Me llamo Pancracio, como mi padre. Y como se llamaba mi abuelo. Mi nombre es a veces un sinónimo de burla, pero hay tradiciones que hay que cumplir, y en mi casa, el primer hijo debe llevar el nombre del padre, del abuelo, y creo que hasta del tatarabuelo. Como no sé quien de mis antecesores fue el primero en llevarlo, y alguno tuvo que ser, no podré pedir responsabilidades, aunque haya días que ganas no me falten. Además, creo que ya ha prescrito el momento de pedir que cumpla el responsable la pena por esa culpa, y seré yo, el que un día, sea el responsable de cambiarlo, para transformar la burla del burladero, en el ruedo de una plaza donde haya valientes que sepan lidiar.

Lo del nombre no es casualidad. O al menos a mí no me lo parece. Porque mi nombre tiene mucho de recuerdo al Santoral, y a decir verdad, eso de que sea el Santo del Trabajo, no me va nada mal. Sinceramente, con este nombre, a mí el trabajo no me falta, ni me faltará. Y como no me falta el trabajo, mis compañeros a veces han puesto en mi mesa unas ramas de perejil, para que a ellos tampoco les falte el trabajo como a mí. Y no les tiene que ir nada mal, porque los miro cada mañana, y a ninguno les veo la cabeza levantar, todos están mirando hacia un lado, y no precisamente a la musaraña que nunca vi. Así, que todos PODEMOS estar muy contentos, y eso de podemos, no va ni mucho menos por ti.

Tanto resulta que no me falta el trabajo, que a mi casa me lo llevo cada tarde. Pero eso, tiene que ser de lo normal, porque en mi trabajo, el resto andan todos igual. Una hora, dos, o tres.
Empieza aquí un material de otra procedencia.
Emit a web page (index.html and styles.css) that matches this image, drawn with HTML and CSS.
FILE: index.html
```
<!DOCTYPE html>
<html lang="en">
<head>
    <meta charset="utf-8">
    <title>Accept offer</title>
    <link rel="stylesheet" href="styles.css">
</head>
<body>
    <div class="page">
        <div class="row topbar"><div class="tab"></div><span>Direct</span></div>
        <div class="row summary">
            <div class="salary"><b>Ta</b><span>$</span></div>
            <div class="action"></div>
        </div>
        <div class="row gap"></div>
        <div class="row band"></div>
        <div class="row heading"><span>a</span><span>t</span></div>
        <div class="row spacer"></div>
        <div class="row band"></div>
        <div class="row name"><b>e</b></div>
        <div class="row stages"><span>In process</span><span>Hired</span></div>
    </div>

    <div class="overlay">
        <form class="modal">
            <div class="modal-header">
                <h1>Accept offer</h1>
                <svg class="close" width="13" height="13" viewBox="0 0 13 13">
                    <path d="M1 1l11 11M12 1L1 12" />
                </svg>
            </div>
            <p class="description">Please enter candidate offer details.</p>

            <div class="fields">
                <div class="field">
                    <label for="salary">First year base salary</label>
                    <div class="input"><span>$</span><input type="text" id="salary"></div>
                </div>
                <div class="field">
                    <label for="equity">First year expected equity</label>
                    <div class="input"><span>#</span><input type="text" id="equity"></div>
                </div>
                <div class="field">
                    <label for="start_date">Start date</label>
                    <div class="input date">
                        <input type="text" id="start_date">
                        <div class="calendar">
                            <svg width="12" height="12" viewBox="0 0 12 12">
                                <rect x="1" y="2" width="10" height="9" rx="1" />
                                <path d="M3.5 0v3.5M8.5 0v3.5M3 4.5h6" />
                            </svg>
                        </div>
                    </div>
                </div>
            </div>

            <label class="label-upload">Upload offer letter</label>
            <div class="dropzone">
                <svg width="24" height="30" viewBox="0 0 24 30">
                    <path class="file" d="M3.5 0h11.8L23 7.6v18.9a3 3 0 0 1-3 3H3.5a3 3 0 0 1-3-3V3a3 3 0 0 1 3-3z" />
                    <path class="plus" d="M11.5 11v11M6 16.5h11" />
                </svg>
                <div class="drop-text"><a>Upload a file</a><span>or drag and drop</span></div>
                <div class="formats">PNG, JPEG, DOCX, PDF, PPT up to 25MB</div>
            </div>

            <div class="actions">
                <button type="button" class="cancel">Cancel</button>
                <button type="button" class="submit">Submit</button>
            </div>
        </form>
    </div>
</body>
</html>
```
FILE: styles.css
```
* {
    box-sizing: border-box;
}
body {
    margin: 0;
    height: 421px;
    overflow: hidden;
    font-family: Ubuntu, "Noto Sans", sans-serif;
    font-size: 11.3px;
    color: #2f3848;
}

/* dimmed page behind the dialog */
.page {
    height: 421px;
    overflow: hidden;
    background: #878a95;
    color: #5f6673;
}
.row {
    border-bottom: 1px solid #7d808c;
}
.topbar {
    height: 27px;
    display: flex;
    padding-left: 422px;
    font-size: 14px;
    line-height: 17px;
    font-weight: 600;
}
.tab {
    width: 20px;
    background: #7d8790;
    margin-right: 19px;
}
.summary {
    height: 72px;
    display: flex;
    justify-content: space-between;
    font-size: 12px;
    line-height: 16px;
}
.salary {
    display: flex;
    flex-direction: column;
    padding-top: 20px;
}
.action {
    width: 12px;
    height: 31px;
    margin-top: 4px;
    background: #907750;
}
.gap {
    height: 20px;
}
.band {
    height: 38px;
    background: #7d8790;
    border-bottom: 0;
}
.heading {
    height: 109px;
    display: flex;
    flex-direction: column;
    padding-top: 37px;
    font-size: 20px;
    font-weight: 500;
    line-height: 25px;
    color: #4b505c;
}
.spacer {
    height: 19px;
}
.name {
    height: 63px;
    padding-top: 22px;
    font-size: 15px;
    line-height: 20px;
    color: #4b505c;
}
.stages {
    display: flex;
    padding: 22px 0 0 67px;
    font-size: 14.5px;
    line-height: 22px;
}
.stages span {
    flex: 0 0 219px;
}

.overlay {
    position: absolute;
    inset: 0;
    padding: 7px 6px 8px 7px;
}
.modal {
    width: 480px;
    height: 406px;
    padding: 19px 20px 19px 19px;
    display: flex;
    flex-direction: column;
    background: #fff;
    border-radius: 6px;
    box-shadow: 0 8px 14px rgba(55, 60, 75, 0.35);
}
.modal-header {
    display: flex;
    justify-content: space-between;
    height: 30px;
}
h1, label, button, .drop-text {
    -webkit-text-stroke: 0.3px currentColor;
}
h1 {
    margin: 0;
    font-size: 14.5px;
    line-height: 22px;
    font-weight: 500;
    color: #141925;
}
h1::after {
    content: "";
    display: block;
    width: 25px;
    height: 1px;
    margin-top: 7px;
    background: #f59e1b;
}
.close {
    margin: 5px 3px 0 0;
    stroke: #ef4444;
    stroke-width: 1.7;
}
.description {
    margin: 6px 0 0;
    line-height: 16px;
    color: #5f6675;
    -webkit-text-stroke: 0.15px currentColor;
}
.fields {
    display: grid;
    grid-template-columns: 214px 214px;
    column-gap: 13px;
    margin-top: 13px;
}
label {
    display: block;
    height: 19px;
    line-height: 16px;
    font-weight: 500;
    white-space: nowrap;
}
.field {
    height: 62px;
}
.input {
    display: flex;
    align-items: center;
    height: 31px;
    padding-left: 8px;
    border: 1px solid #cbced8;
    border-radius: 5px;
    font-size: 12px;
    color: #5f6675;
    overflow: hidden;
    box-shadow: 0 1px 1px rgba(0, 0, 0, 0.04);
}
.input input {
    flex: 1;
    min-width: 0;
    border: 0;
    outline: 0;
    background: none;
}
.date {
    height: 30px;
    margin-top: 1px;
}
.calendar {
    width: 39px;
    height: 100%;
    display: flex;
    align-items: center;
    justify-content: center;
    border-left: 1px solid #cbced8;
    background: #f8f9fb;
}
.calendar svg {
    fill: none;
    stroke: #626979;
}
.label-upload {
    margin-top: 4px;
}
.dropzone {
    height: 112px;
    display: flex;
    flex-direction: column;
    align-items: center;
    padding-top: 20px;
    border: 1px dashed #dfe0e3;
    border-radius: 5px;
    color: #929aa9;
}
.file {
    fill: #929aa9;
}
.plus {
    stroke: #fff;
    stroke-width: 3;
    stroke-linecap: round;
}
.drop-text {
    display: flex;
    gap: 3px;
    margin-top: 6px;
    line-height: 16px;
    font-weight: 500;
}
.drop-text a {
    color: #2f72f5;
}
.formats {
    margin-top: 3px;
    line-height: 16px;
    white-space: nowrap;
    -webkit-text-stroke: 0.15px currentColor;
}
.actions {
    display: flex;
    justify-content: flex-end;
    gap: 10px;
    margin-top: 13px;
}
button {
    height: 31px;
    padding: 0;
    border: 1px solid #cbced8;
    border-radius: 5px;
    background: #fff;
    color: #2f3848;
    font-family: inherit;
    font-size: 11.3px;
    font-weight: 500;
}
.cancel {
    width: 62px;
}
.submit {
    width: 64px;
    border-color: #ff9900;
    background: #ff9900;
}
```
Tengo que terminar, debo salir corriendo que tengo clases de inglés y después al gimnasio, a las clases de defensa personal. A mi edad, que ya habrás imaginado que no alcanza la pubertad, tengo la sensación de estar caminando junto a una frontera, en la que hay de todo y en la que también me encuentro con la nada, como algo que es muy real.

Casi comienzo a despertar de mi siesta y el sueño comienza a abandonarme.
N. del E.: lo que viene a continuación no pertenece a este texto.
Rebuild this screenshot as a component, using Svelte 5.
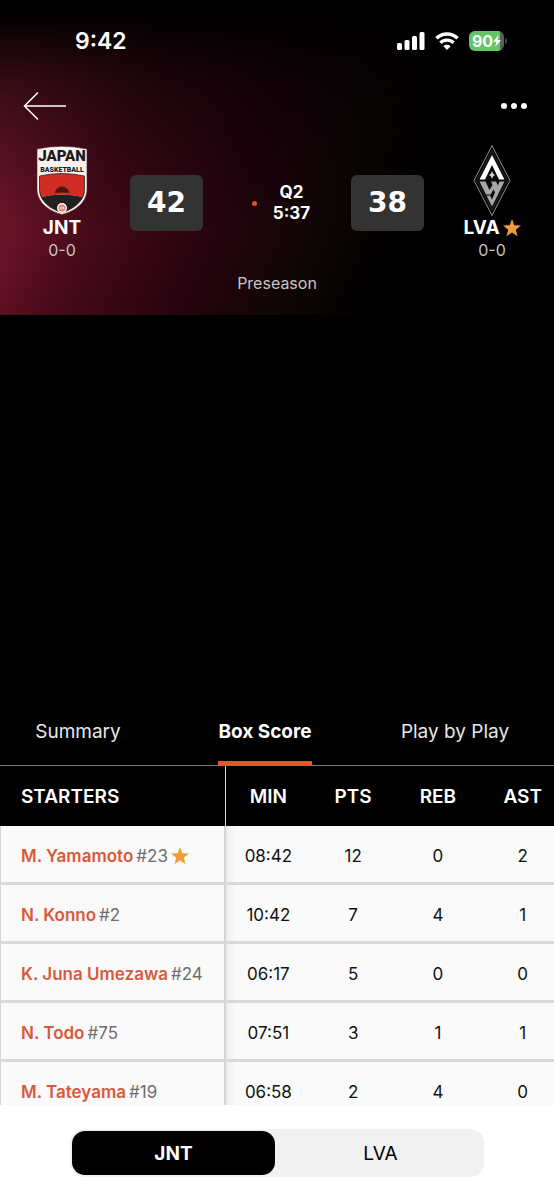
<script>
  const tabs = ['Summary', 'Box Score', 'Play by Play'];
  const columns = ['MIN', 'PTS', 'REB', 'AST'];
  const teams = ['JNT', 'LVA'];

  const players = [
    { name: 'M. Yamamoto',     number: 23, star: true, stats: ['08:42', 12, 0, 2] },
    { name: 'N. Konno',        number: 2,  stats: ['10:42', 7, 4, 1] },
    { name: 'K. Juna Umezawa', number: 24, stats: ['06:17', 5, 0, 0] },
    { name: 'N. Todo',         number: 75, stats: ['07:51', 3, 1, 1] },
    { name: 'M. Tateyama',     number: 19, stats: ['06:58', 2, 4, 0] }
  ];

  let activeTab  = $state('Box Score');
  let activeTeam = $state('JNT');
</script>

{#snippet star()}
  <svg class="star" viewBox="0 0 18 18" aria-hidden="true">
    <path d="M9 0l2.300 6.200 6.700.3-5.200 4.200 1.800 6.600L9 13.600 3.400 17.300l1.800-6.600L0 6.500l6.700-.3z" />
  </svg>
{/snippet}

<div class="screen">
  <header class="hero">
    <div class="status-bar">
      <time class="clock">9:42</time>
      <div class="status-icons">
        <svg width="28" height="18" viewBox="0 0 28 18" fill="#fff" aria-hidden="true">
          <rect x="0" y="11" width="5" height="7" rx="1.5" />
          <rect x="7.5" y="8" width="5" height="10" rx="1.5" />
          <rect x="15" y="4" width="5" height="14" rx="1.5" />
          <rect x="22.5" y="0" width="5" height="18" rx="1.5" />
        </svg>
        <svg width="24" height="18" viewBox="0 0 24 18" aria-hidden="true">
          <g fill="none" stroke="#fff" stroke-width="3.4">
            <path d="M1.4 6.3a15.2 15.2 0 0 1 21.2 0" />
            <path d="M5.4 10.8a9.5 9.5 0 0 1 13.2 0" />
          </g>
          <path fill="#fff" d="M12 18l-3.6-3.7a5.2 5.2 0 0 1 7.2 0z" />
        </svg>
        <div class="battery">
          <span>90</span>
          <svg width="8" height="12" viewBox="0 0 8 12" aria-hidden="true">
            <path fill="#fff" d="M5.6 0L0 6.8h3.3L2.2 12 8 4.9H4.6z" />
          </svg>
        </div>
      </div>
    </div>

    <nav class="top-nav">
      <button aria-label="Back">
        <svg width="44" height="30" viewBox="0 0 44 30" fill="none" stroke="#fff" stroke-width="1.5" aria-hidden="true">
          <path d="M15 1.5L1.5 15 15 28.5M1.5 15H43" />
        </svg>
      </button>
      <button aria-label="More options">
        <svg width="26" height="8" viewBox="0 0 26 8" fill="#fff" aria-hidden="true">
          <circle cx="3" cy="4" r="3" />
          <circle cx="13" cy="4" r="3" />
          <circle cx="23" cy="4" r="3" />
        </svg>
      </button>
    </nav>

    <section class="scoreboard">
      <div class="team">
        <svg width="52" height="72" viewBox="0 0 52 72" aria-hidden="true">
          <path fill="#f7f3f2" stroke="#6b1a22" stroke-width="0.6" d="M1 4Q26 -1.500 51 4V44C51 57 40 66 26 69.500 12 66 1 57 1 44z" />
          <path fill="#d12d24" d="M3.500 31Q26 26 48.500 31V45Q48.500 50 47 52Q26 47 5 52Q3.500 50 3.500 45z" />
          <path fill="#221f1f" d="M5 52Q26 47 47 52C42 61 34 65 26 67.500 18 65 10 61 5 52z" />
          <path fill="none" stroke="#2b1d1d" stroke-width="0.8" d="M3.500 31Q26 26 48.500 31V44C48.500 56 38 64 26 67.500 14 64 3.500 56 3.500 44z" />
          <path fill="#4e1613" d="M19 48a7 6.500 0 0 1 14 0q-7-1.200-14 0z" />
          <circle cx="26" cy="63" r="5" fill="#fff" />
          <circle cx="26" cy="63" r="3.600" fill="#d95b4c" />
          <path stroke="#fff" stroke-width="0.6" fill="none" d="M26 59.500v7M22.500 63h7M23.800 60.500q2 2.500 0 5M28.200 60.500q-2 2.500 0 5" />
          <text class="crest-title" x="26" y="16" text-anchor="middle">JAPAN</text>
          <text class="crest-sub" x="26" y="27" text-anchor="middle">BASKETBALL</text>
        </svg>
        <h2>JNT</h2>
        <p>0-0</p>
      </div>

      <div class="score">42</div>

      <div class="clock-block">
        <i class="live-dot"></i>
        <p>Q2<br />5:37</p>
      </div>

      <div class="score">38</div>

      <div class="team">
        <svg width="40" height="72" viewBox="0 0 40 72" aria-hidden="true">
          <path fill="#090909" stroke="#8c8c8c" stroke-width="1" d="M20 0.500L38 35.500 20 70.500 2 35.500z" />
          <path fill="none" stroke="#303030" stroke-width="0.700" d="M20 6L35 35.500 20 65 5 35.500z" />
          <path fill="#fff" d="M20 10L32.500 34.500H27L20 20 13 34.500H7.500z" />
          <path fill="#d6d6d6" d="M20 26l1 2.500 2 1.500-2 1.500-1 2.500-1-2.500-2-1.500 2-1.500z" />
          <path fill="#a7a8aa" d="M7.500 36.500H13.500L17.500 45 20.500 40 19 36.500H24L26 40.500 27.500 36.500H32.500L20 61.500 14.500 50.500H18L20 54.500 23 47.500 21.500 44.500 18.500 49.500H14z" />
        </svg>
        <h2>LVA {@render star()}</h2>
        <p>0-0</p>
      </div>
    </section>

    <p class="phase">Preseason</p>
  </header>

  <div class="media"></div>

  <nav class="tabs">
    {#each tabs as tab}
      <button class:is-active={activeTab === tab} onclick={() => (activeTab = tab)}>{tab}</button>
    {/each}
  </nav>

  <main class="box-score">
    <table>
      <thead>
        <tr>
          <th class="player" scope="col">STARTERS</th>
          {#each columns as column}
            <th scope="col">{column}</th>
          {/each}
        </tr>
      </thead>
      <tbody>
        {#each players as player}
          <tr>
            <th class="player" scope="row">
              <div class="player-name">
                <a href="#player-{player.number}">{player.name}</a>
                <span class="number">#{player.number}</span>
                {#if player.star}{@render star()}{/if}
              </div>
            </th>
            {#each player.stats as stat}
              <td>{stat}</td>
            {/each}
          </tr>
        {/each}
      </tbody>
    </table>
  </main>

  <footer class="switch-bar">
    <div class="team-switch">
      {#each teams as team}
        <button class:is-active={activeTeam === team} onclick={() => (activeTeam = team)}>{team}</button>
      {/each}
    </div>
  </footer>
</div>

<style>
  :global(body) {
    margin:     0;
    background: #000;
  }

  .screen {
    display:        flex;
    flex-direction: column;
    height:         100vh;
    overflow:       hidden;
    background:     #000;
    color:          #fff;
    font-family:    Inter, 'Liberation Sans', sans-serif;
  }

  h2, p {
    margin: 0;
  }

  button {
    padding:     0;
    border:      0;
    background:  none;
    color:       inherit;
    font-family: inherit;
    cursor:      pointer;
  }

  svg {
    display: block;
  }

  .star {
    width:  18px;
    height: 18px;
    fill:   #f19c38;
  }

  /* Header */
  .hero {
    flex:           none;
    padding-bottom: 21px;
    background:
      linear-gradient(180deg, #000 4%, rgba(0, 0, 0, 0.6) 26%, transparent 75%),
      linear-gradient(114deg, #821a2f 8%, #480a1a 27%, #27030e 45%, #100606 60%, #000 73%);
  }

  .status-bar {
    display:         flex;
    align-items:     center;
    justify-content: space-between;
    height:          82px;
    padding:         0 50px 0 75px;
  }

  .clock {
    font-size:   23px;
    font-weight: 600;
  }

  .status-icons {
    display:     flex;
    align-items: center;
    gap:         10px;
  }

  .battery {
    position:        relative;
    display:         flex;
    align-items:     center;
    justify-content: center;
    width:           35px;
    height:          20px;
    border-radius:   6px;
    background:      linear-gradient(90deg, #65c466 90%, #55605a 90%);
    font-size:       16px;
    font-weight:     700;
  }

  .battery::after {
    content:       '';
    position:      absolute;
    right:         -3px;
    width:         2px;
    height:        6px;
    border-radius: 0 2px 2px 0;
    background:    #444;
  }

  .top-nav {
    display:         flex;
    align-items:     center;
    justify-content: space-between;
    height:          48px;
    padding:         0 27px 0 23px;
  }

  .scoreboard {
    display:               grid;
    grid-template-columns: 124px 73px 1fr 73px 124px;
    gap:                   6px;
    align-items:           center;
    padding-top:           15px;
  }

  .team {
    display:        flex;
    flex-direction: column;
    align-items:    center;
  }

  .team h2 {
    display:     flex;
    align-items: center;
    gap:         3px;
    font-size:   19px;
    font-weight: 700;
    line-height: 22px;
  }

  .team p,
  .phase {
    color:       #c9c3c5;
    font-size:   16px;
    line-height: 22px;
  }

  .crest-title,
  .crest-sub {
    fill:        #1d1a1a;
    font-family: Roboto, sans-serif;
    font-weight: 900;
  }

  .crest-title {
    font-size: 15px;
  }

  .crest-sub {
    font-size: 7px;
  }

  .score {
    border-radius: 6px;
    background:    #333;
    font-family:   'DejaVu Sans', sans-serif;
    font-size:     28px;
    font-weight:   700;
    line-height:   56px;
    text-align:    center;
  }

  .clock-block {
    display:         flex;
    align-items:     center;
    justify-content: center;
    gap:             16px;
    padding-left:    8px;
    font-size:       17px;
    font-weight:     700;
    line-height:     21px;
    text-align:      center;
  }

  .live-dot {
    width:         5px;
    height:        5px;
    border-radius: 50%;
    background:    #dc5530;
  }

  .phase {
    margin-top: 11px;
    text-align: center;
  }

  .media {
    flex:   none;
    height: 32vh;
  }

  /* Tabs */
  .tabs {
    display:               grid;
    grid-template-columns: 156fr 218fr 162fr;
    flex:                  none;
    justify-items:         center;
    height:                66px;
    padding-right:         18px;
    border-bottom:         1px solid #777;
  }

  .tabs button {
    position:    relative;
    color:       #e8e8e8;
    font-size:   19px;
    line-height: 64px;
  }

  .tabs .is-active {
    color:       #fff;
    font-weight: 700;
  }

  .tabs .is-active::after {
    content:    '';
    position:   absolute;
    right:      0;
    bottom:     -1px;
    left:       0;
    height:     5px;
    background: #e6552b;
  }

  /* Box score */
  .box-score {
    flex:       1;
    min-height: 0;
    overflow:   hidden;
    background: #fafafa;
  }

  table {
    width:           102%;
    min-width:       565px;
    table-layout:    fixed;
    border-collapse: separate;
    border-spacing:  0;
  }

  th, td {
    box-sizing:     border-box;
    height:         59px;
    padding:        0;
    vertical-align: middle;
    text-align:     center;
  }

  thead th {
    height:      60px;
    background:  #000;
    font-size:   19px;
    font-weight: 600;
  }

  .player {
    width:        226px;
    padding-left: 21px;
    border-right: 2px solid #d4d4d4;
    text-align:   left;
    white-space:  nowrap;
  }

  thead .player {
    border-right: 1px solid #ddd;
  }

  tbody th,
  tbody td {
    padding-top:   3px;
    border-bottom: 3px solid #d9d9d9;
    background:    #fafafa;
    color:         #111;
    font-size:     17px;
    font-weight:   400;
  }

  tbody .player {
    padding-left: 20px;
    border-left:  1px solid #d4d4d4;
  }

  tbody .player + td {
    background: linear-gradient(90deg, #ececec, #fafafa 10px);
  }

  .player-name {
    display:     flex;
    align-items: center;
    gap:         3px;
  }

  .player a {
    color:           #d9593a;
    font-weight:     600;
    text-decoration: none;
  }

  .number {
    color: #6e6e6e;
  }

  /* Team switch */
  .switch-bar {
    flex:       none;
    padding:    24px 70px 23px;
    background: #fff;
  }

  .team-switch {
    display:               grid;
    grid-template-columns: 1fr 1fr;
    gap:                   4px;
    padding:               2px;
    border-radius:         14px;
    background:            #f1f1f1;
  }

  .team-switch button {
    height:        44px;
    border-radius: 13px;
    color:         #000;
    font-size:     19px;
  }

  .team-switch .is-active {
    background:  #000;
    color:       #fff;
    font-weight: 700;
  }
</style>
La conciliación de la vida familiar y laboral. Escucho esas palabras como una voz de fondo en el sonido del televisor. Sigo despertando de mi siesta. Creo que con este ritmo de trabajo, he perdido las tardes con merienda. Abro los ojos, o igual sigo dormido. Me da que pensar que esto de la conciliación de la vida familiar y laboral es una falacia que algunos se han inventado para dejar sus conciencias tranquilas, porque hemos transformado la vida familiar en un ambiente laboral. A mi padre le he escuchado también hablar de que en su empresa hay que hacer algo por conciliar la vida laboral con la familiar, pero a mí, después de mis horas de clase, me siguen mandando trabajos para hacerlo en casa, y se olvidan que para mí, también existe la vida familiar.

He despertado de la siesta. El sueño desvanecido ya no existe o queda en un simple recuerdo.

Quizás debamos entender la conciliación de la vida familiar y laboral desde la infancia. Aunque sea necesario o no, que los niños lleven tarea a casa, cuestión ésta que ignoro, lo que me preocupa es ese mensaje que les estamos dejando, de que es inevitable llevarse a casa una parte de su jornada laboral. Cuando pasen unos años, y esos Pancracios dejen de ser niños y, cada uno de ellos tengan que comenzar a luchar por eso que llaman conciliar la vida laboral y familiar, o familiar y laboral, creo que no olvidarán que ya un día ellos se llevaron trabajo a casa y les resultó imposible conciliar dos mundos, que quizás debamos apartar.